The Scottish Government are continuing to fall short of its promises to improve dental care access across Scotland, and its underfunding of dental practices has helped create a crisis in the industry.
A recent BBC investigation found that 80 per cent of NHS dental practises were no longer accepting new child patients, leaving approximately 250,000 Scots without public dental care. This throws cold water on the promises made by the Scottish Government to provide free dental care to all children.
Furthermore, a quarter of local councils in Scotland had no open positions for taking on new adult dental patients. Half of the local councils had under 10 per cent of positions open to new patients, making it increasingly difficult for Scots to find new dental clinics after moving or having children. Overall, the report shows how dentistry in Scotland is becoming a postcode lottery, which threatens to affect the dental health of thousands of Scottish children based solely on where they live. While rural areas are most affected by this shortage in dental clinics, this is a national problem which sees most areas struggling to find nearby clinics for new families or people moving into the area.

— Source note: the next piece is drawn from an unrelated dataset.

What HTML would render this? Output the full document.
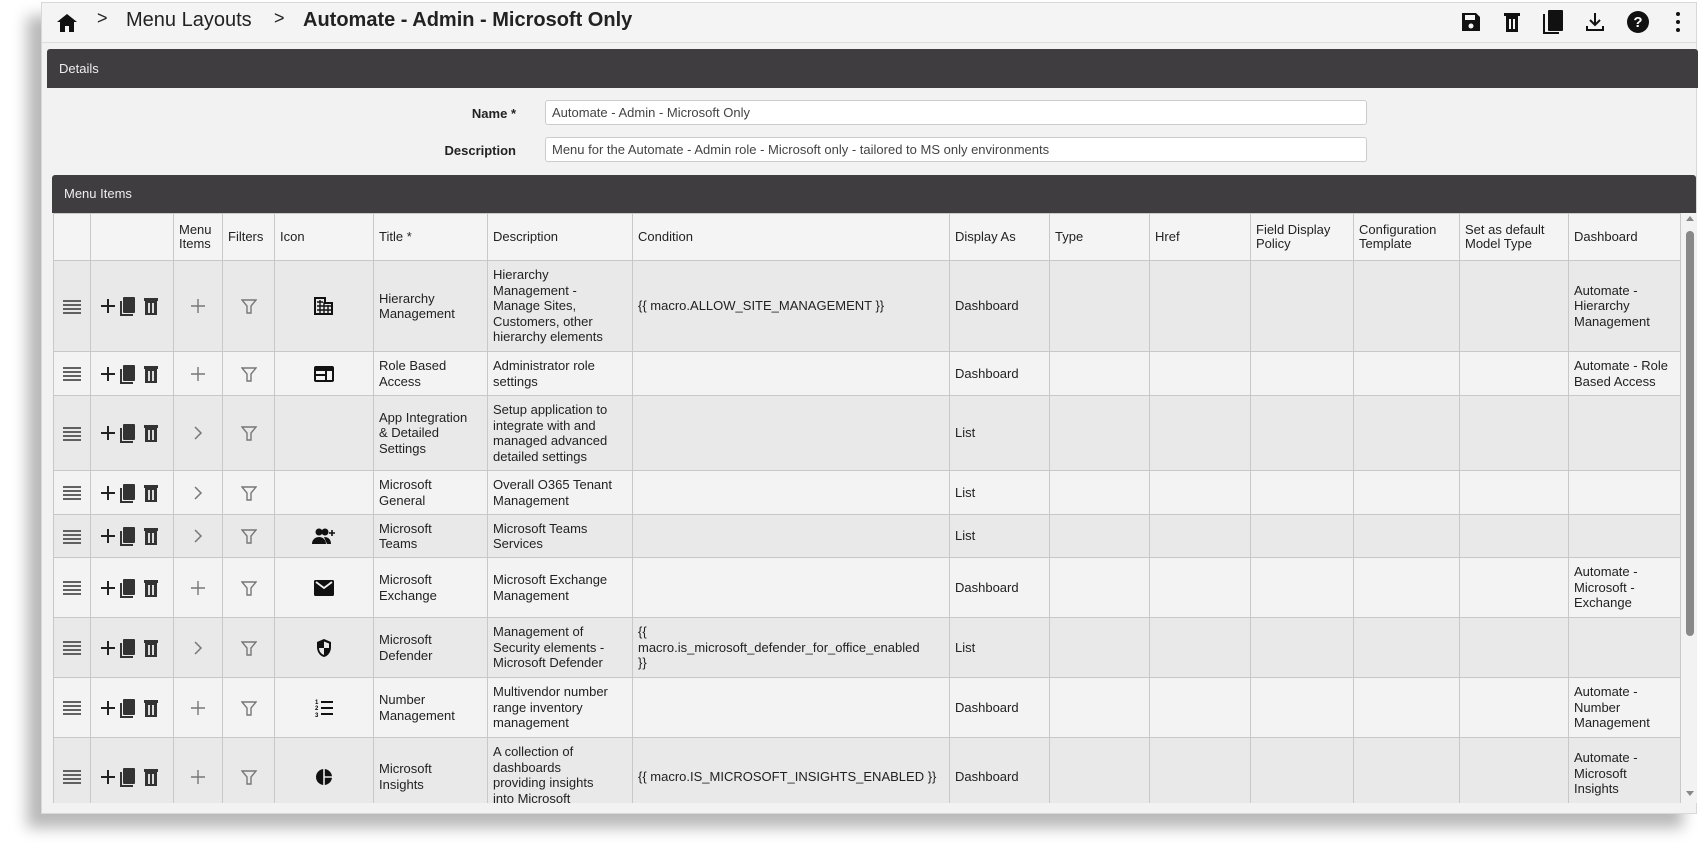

This crisis has been building for months, since emergency funding for dentistry was cut in February, a motion opposed by the Scottish Conservatives, alongside other opposition parties. From April to June this year, dental practices received a 1.7 multiplier to the fees paid to provide NHS care, however, this was then cut to 1.3 from July, with dentists claiming this fails to cover the increasing costs of overheads. It is disappointing to see that, despite the warnings, the availability of dentist clinics in Scotland has continued to deteriorate, leading to the current position. This most recent investigation follows a range of reports from the BBC finding that numbers of dental treatments continue to struggle to reach pre-Covid levels and that dental centre closures during the pandemic have created an unprecedented backlog in Scotland.
Without good access to NHS dental facilities, many Scots could become forced to deal with long waiting lists and expensive procedures which had previously been available and covered by the NHS. This is likely to widen the inequality for BAME children, who are already at a higher risk of tooth decay according to a UK-wide report. This report found that since some minority groups choose to use dental services for symptom-related appointments instead of regular check-ups, the lack of available space at such clinics will disproportionately affect them.
Shawn Charlwood, Chair of the British Dental Association's General Dental Practice Committee said:
“NHS dentistry is at a tipping point, with millions unable to get the care they need and more dentists leaving with every day that passes. We're seeing the results of years of chronic neglect, set into overdrive by the pressures of the pandemic. The question now is will Ministers step up before it's too late?”
This is a crisis of the Scottish Government’s own making, as it declined to continue funding dental health services at a time when such clinics were clearly at risk of hitting their capacity for new patients. Because of this, vast swathes of the country have no nearby dental health clinics at which families can register young children, stunting oral health at the time in life it is most needed.